The marker properties can be specified in the geom_point function. For reasons I don't fully understand, shapes are defined by numbers rather than meaningful names (see following for list of shapes http://www.cookbook-r.com/Graphs/Shapes_and_line_types/)

In [None]:
g <- ggplot(mtcars, aes(x=hp, y=mpg)) + 
geom_point(col="blue", size=3, shape=17, alpha=0.5)

plot(g)

The geom_point function also lets you vary the symbols properties based on the value of another column. Below, we color the markers according to the value of the cylinder column and the shape using the weight (wt) column.

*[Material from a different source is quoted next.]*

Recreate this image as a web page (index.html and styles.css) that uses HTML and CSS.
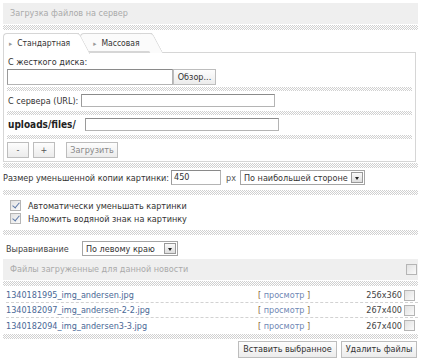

We first convert the cylinder column from a numeric value to a factor so that it will be treated as categorical data.

In [None]:
g <- ggplot(mtcars, aes(x=hp, y=mpg)) + 
geom_point(aes(size = wt, color = factor(cyl)), alpha=0.8)

plot(g)

## Changing the axis limits

Axis limits are set using the coord_cartesion function

In [None]:
g <- ggplot(mtcars, aes(x=hp, y=mpg)) + 
geom_point(aes(size = wt, color = factor(cyl)), alpha=0.8) +
coord_cartesian(xlim=c(0,400), ylim=c(0, 35))

plot(g)

## Changing the color palettes

The RColorBrewer contains a collecion of color palettes. More information on these palettes can be found here https://moderndata.plot.ly/create-colorful-graphs-in-r-with-rcolorbrewer-and-plotly/.

To set the color palette, use the scale_colour_brewer function.

In [None]:
library(RColorBrewer)

g <- ggplot(mtcars, aes(x=hp, y=mpg)) + 
geom_point(aes(size = wt, color = factor(cyl)), alpha=0.8) +
coord_cartesian(xlim=c(0,400), ylim=c(0, 35)) +
scale_colour_brewer(palette = "Dark2")

plot(g)